**** MATERIAL ****

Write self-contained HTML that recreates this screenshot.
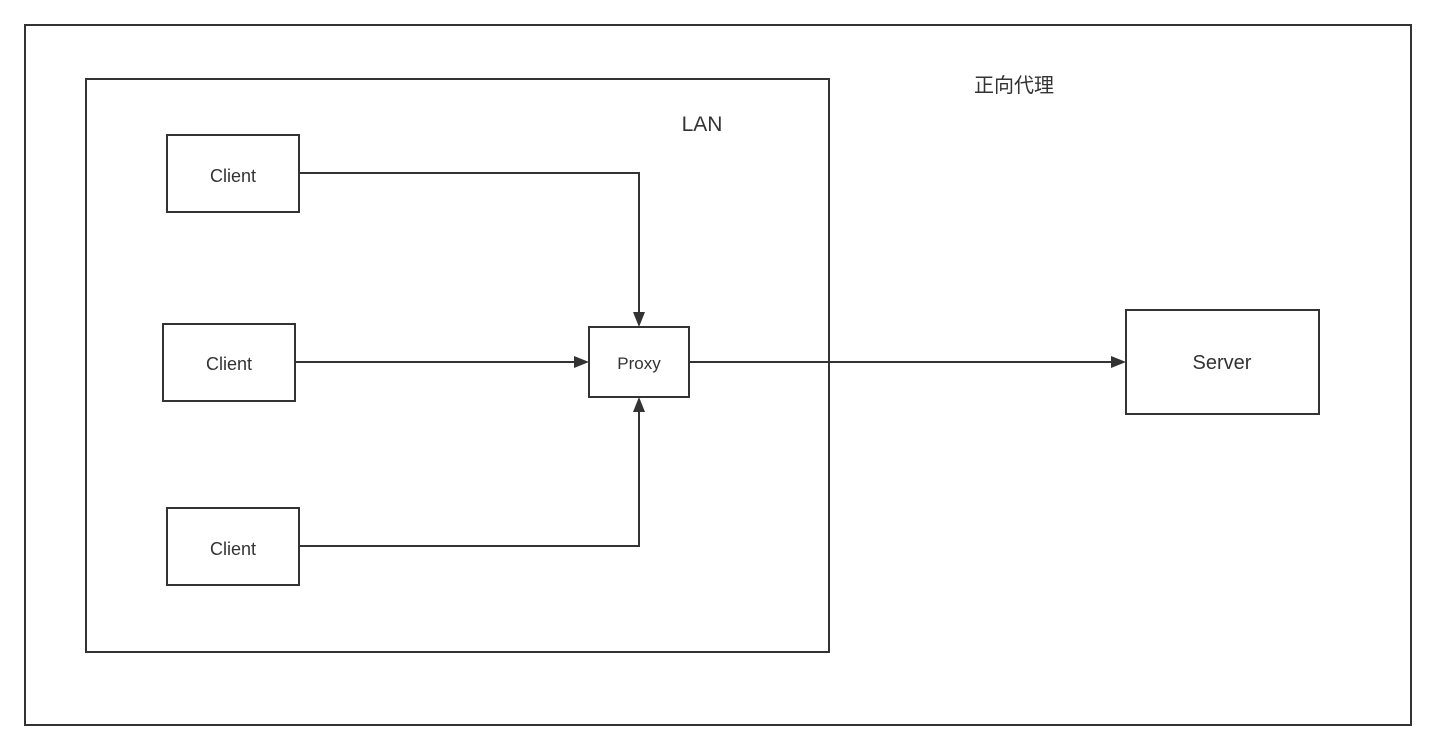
<!DOCTYPE html>
<html><head><style>
html,body{margin:0;padding:0;background:#fff;}
text{font-family:"Liberation Sans","Noto Sans CJK SC",sans-serif;fill:#333;}
</style></head><body>
<svg width="1436" height="751" xmlns="http://www.w3.org/2000/svg">
<g fill="none" stroke="#333" stroke-width="2">
<rect x="25" y="25" width="1386" height="700"/>
<rect x="86" y="79" width="743" height="573"/>
<rect x="167" y="135" width="132" height="77"/>
<rect x="163" y="324" width="132" height="77"/>
<rect x="167" y="508" width="132" height="77"/>
<rect x="589" y="327" width="100" height="70"/>
<rect x="1126" y="310" width="193" height="104"/>
<path d="M299 173H639V314"/>
<path d="M295 362H576"/>
<path d="M299 546H639V410"/>
<path d="M689 362H1113"/>
</g>
<g fill="#333">
<polygon points="633,312 645,312 639,327"/>
<polygon points="574,356 574,368 589,362"/>
<polygon points="633,412 645,412 639,397"/>
<polygon points="1111,356 1111,368 1126,362"/>
</g>
<text x="233" y="182" font-size="18" text-anchor="middle">Client</text>
<text x="229" y="370" font-size="18" text-anchor="middle">Client</text>
<text x="233" y="555" font-size="18" text-anchor="middle">Client</text>
<text x="639" y="369" font-size="17" text-anchor="middle">Proxy</text>
<text x="1222" y="369" font-size="20" text-anchor="middle">Server</text>
<text x="702" y="131" font-size="21" text-anchor="middle">LAN</text>
<text x="1014" y="92" font-size="20" text-anchor="middle">正向代理</text>
</svg>
</body></html>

****

Repeat the material above verbatim. Leave the pictures behind.

Write self-contained HTML that recreates this screenshot.
<!DOCTYPE html>
<html><head><style>
html,body{margin:0;padding:0;background:#fff;}
text{font-family:"Liberation Sans","Noto Sans CJK SC",sans-serif;fill:#333;}
</style></head><body>
<svg width="1436" height="751" xmlns="http://www.w3.org/2000/svg">
<g fill="none" stroke="#333" stroke-width="2">
<rect x="25" y="25" width="1386" height="700"/>
<rect x="86" y="79" width="743" height="573"/>
<rect x="167" y="135" width="132" height="77"/>
<rect x="163" y="324" width="132" height="77"/>
<rect x="167" y="508" width="132" height="77"/>
<rect x="589" y="327" width="100" height="70"/>
<rect x="1126" y="310" width="193" height="104"/>
<path d="M299 173H639V314"/>
<path d="M295 362H576"/>
<path d="M299 546H639V410"/>
<path d="M689 362H1113"/>
</g>
<g fill="#333">
<polygon points="633,312 645,312 639,327"/>
<polygon points="574,356 574,368 589,362"/>
<polygon points="633,412 645,412 639,397"/>
<polygon points="1111,356 1111,368 1126,362"/>
</g>
<text x="233" y="182" font-size="18" text-anchor="middle">Client</text>
<text x="229" y="370" font-size="18" text-anchor="middle">Client</text>
<text x="233" y="555" font-size="18" text-anchor="middle">Client</text>
<text x="639" y="369" font-size="17" text-anchor="middle">Proxy</text>
<text x="1222" y="369" font-size="20" text-anchor="middle">Server</text>
<text x="702" y="131" font-size="21" text-anchor="middle">LAN</text>
<text x="1014" y="92" font-size="20" text-anchor="middle">正向代理</text>
</svg>
</body></html>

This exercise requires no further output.